Nuclear Attraction Integrals
The next type of integrals we shall examine are the nuclear attraction integrals. A nuclear attraction integral between two basis functions \(g_{ijk}\) and \(g_{lmn}\) centered at \(A\) and \(B\), respectively, and with respect to a nucleus \(C\) is defined as $$ V_{ijk,lmn}^{A,B}(C) = \int g_{ijk}(\vec{r}; \alpha, \vec{A}) \ \frac{Z_C}{r_C} \ g_{lmn}(\vec{r}; \beta, \vec{B}) \ \mathrm{d}^3 r $$ where \(Z_C\) is the nuclear charge of \(C\).
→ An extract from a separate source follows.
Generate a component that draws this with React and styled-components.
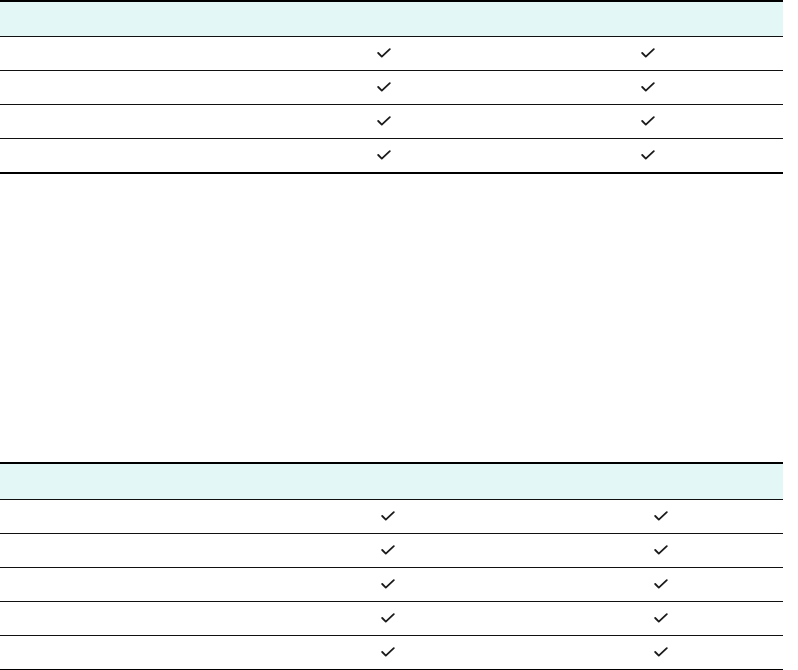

Just like overlap integrals, we shall at first calculate the nuclear attraction integrals between 2 s-orbitals, i.e. \((i, j, k) = (l, m, n) = (0, 0, 0)\), For notational simplicity, we will define \(V_p(C) := V_{000,000}^{A,B}(C)\). Integrals involving higher angular momenta can then be obtained by applying recursive relations of Hermite Gaussians.
However, unlike the overlap integrals, nuclear attraction integrals are not factorizable because of the factor \(1/r_C\). Therefore, we have to use some tricks.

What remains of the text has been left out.